Israel es la única democracia en Medio Oriente. Como toda democracia tiene fallas, en particular con respecto a la minoría árabe que constituye el 20 por ciento del país. Sin embargo, desde su creación, el sistema democrático que diseñó el movimiento sionista socialista que formó el Estado, ha sido uno de los más estables de Occidente. A pesar de que durante los catorce años del gobierno de Netanyahu la democracia ha estado bajo el ataque del primer ministro, quien en su intento eludir juicios por corrupción ha emprendido un ataque directo contra los medios y el poder judicial, nunca el futuro de ésta ha estado tan en duda como ahora.
Netanyahu, a pesar de declararse derechista, siempre incluyó a partidos de centro y centro izquierda en sus coaliciones. Cada vez que Estados Unidos lo presionó para iniciar de nuevo el proceso de paz o dejar de construir asentamientos, usó a estos partidos como chivo expiatorio, culpándolos de detener su política derechista. Es por esto que el status quo de los Acuerdos de Oslo (1995) se mantuvo. Esta vez es distinto. Después de años de un embate en contra de la policía, el procurador general, los medios, las cortes y sus enemigos políticos, no solamente los partidos de izquierda y centro se niegan a unirse a Netanyahu, sino que la derecha liberal, dentro de su propio partido, lo ha abandonado. Los partidos de extrema derecha y los partidos ortodoxos, con quienes formará su nueva coalición, saben que Bibi depende enteramente de ellos para aprobar una serie de leyes que cancelarán sus juicios. En su momento de mayor debilidad, Netanyahu está dispuesto a entregar lo que sea, incluso si de las bases de la democracia israelí se trata, y así salvarse y quedarse en el poder.

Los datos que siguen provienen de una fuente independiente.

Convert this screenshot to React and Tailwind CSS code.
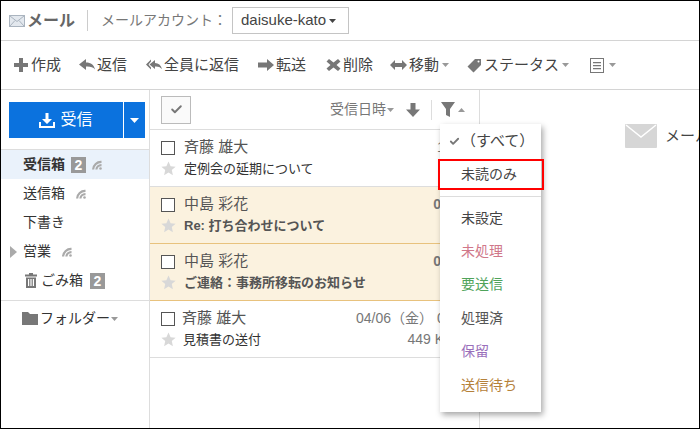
import { Check } from 'lucide-react'

const font = { fontFamily: '"Liberation Sans", "Noto Sans CJK JP", sans-serif' }

function Caret({ up = false, className = '' }) {
  return (
    <svg width="7" height="4" viewBox="0 0 7 4" className={className} aria-hidden="true">
      <path d={up ? 'M0 4L3.5 0L7 4Z' : 'M0 0H7L3.5 4Z'} fill="currentColor" />
    </svg>
  )
}

function Icon({ w = 16, h = 14, view, children, className = 'text-[#777]' }) {
  return (
    <svg width={w} height={h} viewBox={view || `0 0 ${w} ${h}`} className={`shrink-0 ${className}`} aria-hidden="true">
      <g fill="currentColor">{children}</g>
    </svg>
  )
}

const PlusIcon = () => <Icon w={14} h={14} className="mr-[1px] text-[#777]"><path d="M5 0h4v5h5v4H9v5H5V9H0V5h5z" /></Icon>
const ReplyIcon = () => <Icon><path d="M7 1v3.500c5 0 8 2.500 9 7-2-2.500-4.500-3.200-9-3V12L0 6.500z" /></Icon>
const ReplyAllIcon = () => (
  <Icon>
    <path d="M9 2v3c3.500 0 6 2 7 6-2-2-4-2.700-7-2.500V11L3.500 6.500z" />
    <path d="M5 1.500L0 6.500 5 11.500V9.500L2.500 6.500 5 3.500z" />
  </Icon>
)
const ForwardIcon = () => <Icon><path d="M9 1l7 6-7 6V9.500H0v-5h9z" /></Icon>
const CrossIcon = () => <Icon w={15} h={14}><path d="M3 1l4.500 3.500L12 1l2.500 2.500L10.500 7l4 3.500L12 13 7.500 9.500 3 13 .5 10.500l4-3.500-4-3.500z" /></Icon>
const MoveIcon = () => <Icon w={17} h={12}><path d="M5 1v3h7V1l5 5-5 5V8H5v3L0 6z" /></Icon>
const TagIcon = () => (
  <Icon w={15} h={15}>
    <path fillRule="evenodd" d="M8 1h6v6l-7.500 7.500L0.500 8.500zM11.500 2.500a1 1 0 1 0 0 2 1 1 0 0 0 0-2z" />
  </Icon>
)
const ListIcon = () => (
  <svg width="14" height="15" viewBox="0 0 14 15" className="shrink-0 text-[#777]" aria-hidden="true">
    <rect x="0.500" y="0.500" width="13" height="14" fill="none" stroke="currentColor" />
    <path d="M3 4h8v1.300H3zM3 7h8v1.300H3zM3 10h8v1.300H3z" fill="currentColor" />
  </svg>
)

const RssIcon = () => (
  <svg width="10" height="10" viewBox="0 0 10 10" className="shrink-0 text-[#aaa]" aria-hidden="true">
    <path d="M0 9.500A9 9 0 0 1 9.500 0.800V3A7 7 0 0 0 2.200 9.500z" fill="currentColor" />
    <path d="M3.300 9.500A6 6 0 0 1 9.500 4v2.200A3.800 3.800 0 0 0 5.500 9.500z" fill="currentColor" />
    <circle cx="8.500" cy="8.500" r="1.300" fill="currentColor" />
  </svg>
)

const StarIcon = () => (
  <svg width="15" height="15" viewBox="0 0 15 15" className="shrink-0 text-[#d8d8d8]" aria-hidden="true">
    <path d="M7.500 0.500l2.100 4.700 5 .5-3.800 3.400 1.100 5.100-4.400-2.700-4.400 2.700 1.100-5.100L.4 5.700l5-.5z" fill="currentColor" />
  </svg>
)

function CountBadge({ n }) {
  return (
    <span className="flex h-[16px] w-[15px] items-center justify-center bg-[#999] text-[14px] font-bold leading-none text-white">{n}</span>
  )
}

const tools = [
  { label: '作成', icon: <PlusIcon />, ml: 'ml-[13px]' },
  { label: '返信', icon: <ReplyIcon />, ml: 'ml-[18px]' },
  { label: '全員に返信', icon: <ReplyAllIcon />, ml: 'ml-[19px]' },
  { label: '転送', icon: <ForwardIcon />, ml: 'ml-[19px]' },
  { label: '削除', icon: <CrossIcon />, ml: 'ml-[20px]' },
  { label: '移動', icon: <MoveIcon />, ml: 'ml-[17px]', caret: true },
  { label: 'ステータス', icon: <TagIcon />, ml: 'ml-[18px]', caret: true },
]

const folders = [
  { label: '受信箱', count: 2, rss: true, active: true },
  { label: '送信箱', rss: true, gap: true },
  { label: '下書き' },
  { label: '営業', rss: true, arrow: true, gap: true },
]

const mails = [
  { from: '斉藤 雄大', subject: '定例会の延期について', date: '10:30', size: '1 MB' },
  { from: '中島 彩花', subject: 'Re: 打ち合わせについて', date: '09:12', size: '2 KB', unread: true },
  { from: '中島 彩花', subject: 'ご連絡：事務所移転のお知らせ', date: '08:47', size: '3 KB', unread: true },
  { from: '斉藤 雄大', subject: '見積書の送付', date: '04/06（金） 09:30', size: '449 KByte', tight: true },
]

const statuses = [
  { label: '未設定', color: 'text-[#444]' },
  { label: '未処理', color: 'text-[#d0778a]' },
  { label: '要送信', color: 'text-[#4fa35a]' },
  { label: '処理済', color: 'text-[#555]' },
  { label: '保留', color: 'text-[#9a6fbb]' },
  { label: '送信待ち', color: 'text-[#b5813a]' },
]

function MailRow({ mail }) {
  const rowColor = mail.unread ? 'bg-[#fbf2df] border-[#e8c27d]' : 'bg-white border-[#ddd]'
  return (
    <div className={`h-[57px] border-b pl-[11px] pr-[7px] pt-[7px] ${rowColor}`}>
      <div className="flex h-[21px] items-center whitespace-nowrap">
        <span className="h-[14px] w-[14px] shrink-0 border border-[#555] bg-white" />
        <span className={`text-[15px] text-[#555] ${mail.tight ? 'ml-[7px]' : 'ml-[9px]'}`}>{mail.from}</span>
        <span className={`ml-auto text-[14px] text-[#777] ${mail.unread ? 'mr-[3px] font-bold' : ''}`}>{mail.date}</span>
      </div>
      <div className="flex h-[21px] items-center whitespace-nowrap">
        <StarIcon />
        <span className={`text-[13px] ${mail.tight ? 'ml-[7px]' : 'ml-[8px]'} ${mail.unread ? 'font-bold text-[#555]' : 'text-[#333]'}`}>{mail.subject}</span>
        <span className="ml-auto text-[14px] text-[#777]">{mail.size}</span>
      </div>
    </div>
  )
}

export default function App() {
  return (
    <div className="relative flex h-[429px] w-[700px] flex-col overflow-hidden border border-black bg-white text-[#333]" style={font}>
      <header className="flex h-[40px] shrink-0 items-center border-b border-[#d4d4d4]">
        <svg width="16" height="12" viewBox="0 0 16 12" className="ml-[8px] shrink-0" aria-hidden="true">
          <rect x="0.500" y="0.500" width="15" height="11" fill="#e3e8ee" stroke="#aab4bf" />
          <path d="M1 1l7 5.500L15 1M1 11l5-5.500M15 11l-5-5.500" fill="none" stroke="#aab4bf" />
        </svg>
        <span className="ml-[2px] text-[16px] font-bold text-[#666]">メール</span>
        <span className="ml-[12px] h-[21px] w-px bg-[#ccc]" />
        <span className="ml-[13px] whitespace-nowrap text-[14px] text-[#777]">メールアカウント：</span>
        <div className="ml-[5px] flex h-[27px] w-[117px] items-center border border-[#c4c4c4] pl-[8px]">
          <span className="text-[15px] text-[#444]">daisuke-kato</span>
          <Caret className="ml-[3px] text-[#444]" />
        </div>
      </header>

      <div className="flex h-[49px] shrink-0 items-center border-b border-[#d4d4d4] text-[15px] text-[#444]">
        {tools.map((tool) => (
          <div key={tool.label} className={`flex items-center gap-[2px] whitespace-nowrap ${tool.ml}`}>
            {tool.icon}
            <span>{tool.label}</span>
            {tool.caret && <Caret className="ml-[1px] text-[#999]" />}
          </div>
        ))}
        <div className="ml-[21px] flex items-center gap-[5px]">
          <ListIcon />
          <Caret className="text-[#999]" />
        </div>
      </div>

      <div className="flex min-h-0 flex-1">
        <aside className="w-[149px] shrink-0 border-r border-[#ddd]">
          <div className="ml-[8px] mt-[12px] flex h-[36px] w-[136px] bg-[#0b72de] text-white">
            <div className="flex w-[115px] items-center justify-center gap-[5px] border-r border-white">
              <svg width="16" height="15" viewBox="0 0 16 15" aria-hidden="true">
                <path d="M6.500 0h3v6H13L8 11 3 6h3.500zM0 9h2v4h12V9h2v6H0z" fill="currentColor" />
              </svg>
              <span className="text-[16px]">受信</span>
            </div>
            <div className="flex flex-1 items-center justify-center">
              <svg width="9" height="5" viewBox="0 0 9 5" aria-hidden="true">
                <path d="M0 0h9L4.500 5z" fill="currentColor" />
              </svg>
            </div>
          </div>

          <nav className="mt-[11px] border-t border-[#ddd] text-[14px]">
            {folders.map((f) => (
              <div key={f.label} className={`relative flex h-[29px] items-center pl-[22px] ${f.active ? 'bg-[#eaf2fb] font-bold' : ''}`}>
                {f.arrow && (
                  <svg width="7" height="12" viewBox="0 0 7 12" className="absolute left-[9px] text-[#aaa]" aria-hidden="true">
                    <path d="M0 0l7 6-7 6z" fill="currentColor" />
                  </svg>
                )}
                <span>{f.label}</span>
                {f.count && <span className="ml-[6px]"><CountBadge n={f.count} /></span>}
                {f.rss && <span className={f.gap ? 'ml-[11px]' : 'ml-[6px]'}><RssIcon /></span>}
              </div>
            ))}
            <div className="flex h-[29px] items-center pl-[24px]">
              <svg width="12" height="15" viewBox="0 0 12 15" className="shrink-0 text-[#777]" aria-hidden="true">
                <path fillRule="evenodd" d="M4 0h4v1.500h4V3.500H0V1.500h4zM1 4.500h10V15H1zM3 6v7h1.200V6zM5.400 6v7h1.200V6zM7.800 6v7H9V6z" fill="currentColor" />
              </svg>
              <span className="ml-[4px]">ごみ箱</span>
              <span className="ml-[7px]"><CountBadge n={2} /></span>
            </div>
          </nav>

          <div className="mt-[5px] flex h-[36px] items-center border-t border-[#ddd] pl-[21px] text-[14px]">
            <svg width="16" height="13" viewBox="0 0 16 13" className="shrink-0 text-[#777]" aria-hidden="true">
              <path d="M0 0h6l2 2h8v11H0z" fill="currentColor" />
            </svg>
            <span className="ml-[2px]">フォルダー</span>
            <Caret className="ml-[1px] text-[#999]" />
          </div>
        </aside>

        <section className="w-[330px] shrink-0 border-r border-[#ddd]">
          <div className="flex h-[40px] items-center border-b border-[#ddd] pl-[11px]">
            <div className="flex h-[28px] w-[30px] items-center justify-center border border-[#bbb] bg-[#fafafa]">
              <Check size={13} strokeWidth={3.5} className="text-[#777]" />
            </div>
            <span className="ml-auto whitespace-nowrap text-[14px] text-[#777]">受信日時</span>
            <Caret className="ml-[1px] text-[#999]" />
            <svg width="14" height="14" viewBox="0 0 14 14" className="ml-[12px] shrink-0 text-[#777]" aria-hidden="true">
              <path d="M4.500 0h5v6.500H14L7 14 0 6.500h4.500z" fill="currentColor" />
            </svg>
            <span className="ml-[11px] h-[20px] w-px bg-[#ddd]" />
            <svg width="14" height="15" viewBox="0 0 14 15" className="ml-[9px] shrink-0 text-[#777]" aria-hidden="true">
              <path d="M0 0h14L9 7v8L5 13V7z" fill="currentColor" />
            </svg>
            <Caret up className="ml-[3px] mr-[14px] text-[#999]" />
          </div>
          {mails.map((mail) => (
            <MailRow key={mail.subject} mail={mail} />
          ))}
        </section>

        <main className="min-w-0 flex-1 overflow-hidden pl-[145px] pt-[34px]">
          <div className="flex items-center whitespace-nowrap">
            <svg width="32" height="24" viewBox="0 0 32 24" className="shrink-0" aria-hidden="true">
              <rect width="32" height="24" rx="1" fill="#d6d6d6" />
              <path d="M1 1l15 12L31 1" fill="none" stroke="#fff" strokeWidth="1.500" />
            </svg>
            <span className="ml-[8px] text-[15px] text-[#444]">メールを選択してください</span>
          </div>
        </main>
      </div>

      <div className="absolute left-[439px] top-[123px] h-[288px] w-[101px] bg-white pt-px text-[14px] shadow-[2px_3px_6px_rgba(0,0,0,0.35)]">
        <div className="flex h-[33px] items-center pl-[9px] text-[#444]">
          <Check size={11} strokeWidth={4} className="shrink-0 text-[#777]" />
          <span className="ml-[1px] whitespace-nowrap text-[15px]">（すべて）</span>
        </div>
        <div className="relative flex h-[33px] items-center pl-[21px] text-[#444]">
          未読のみ
          <span className="absolute -left-[2px] top-[1px] h-[31px] w-[106px] border-2 border-[#f00]" />
        </div>
        <div className="mb-[4.500px] mt-[5px] h-px bg-[#ddd]" />
        {statuses.map((s) => (
          <div key={s.label} className={`flex h-[33.400px] items-center pl-[21px] ${s.color}`}>{s.label}</div>
        ))}
      </div>
    </div>
  )
}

Los retos a la democracia son varios y feroces. En un acto inverosímil, Netanyahu ha aceptado dividir el Ministerio de Defensa y otorgar el control de los territorios ocupados al partido que representa a los colonos israelíes. Entre sus reformas judiciales destaca una nueva ley para que el Congreso pueda cancelar decisiones de la Suprema Corte de Justicia, prácticamente eliminando la división de poderes. Esto le permitirá cancelar su juicio, y a sus aliados promover leyes que vayan en contra de las leyes básicas del país (por ejemplo, la del respeto al hombre), sin miedo a que la Corte las detenga. La Policía estará liderada por Itamar Ben-Gvir, quien tiene 40 convicciones criminales y fue encontrado culpable de pertenecer a un grupo terrorista judío. En el ámbito de la educación, el gobierno invertirá millones de shekels en escuelas ortodoxas en las que no se enseña matemáticas o inglés, sino religión, obligando a las ciudades a desviar recursos para pagar la expansión de un sistema que promete crear una nueva generación de desempleados.
El futuro de Israel es complicado: la ocupación que es cada día más irreversible; la minoría árabe dentro del país que se vuelve un grupo aún más marginado; y el crecimiento exponencial de una nueva generación de judíos ortodoxos sin educación básica, tendencia que debilitara fuertemente la economía israelí. Así el país será cada vez más dependiente de los ingresos de una minoría secular que se siente perseguida y que, calladamente, irá abandonándolo. Sin embargo, Netanyahu no arrasará con el país sin enfrentar resistencia. La mitad del país votó en su contra. Y aquellos que desde 2015 luchan por proteger la democracia israelí se alistan para los que muchos de ellos denominan como el combate de sus vidas.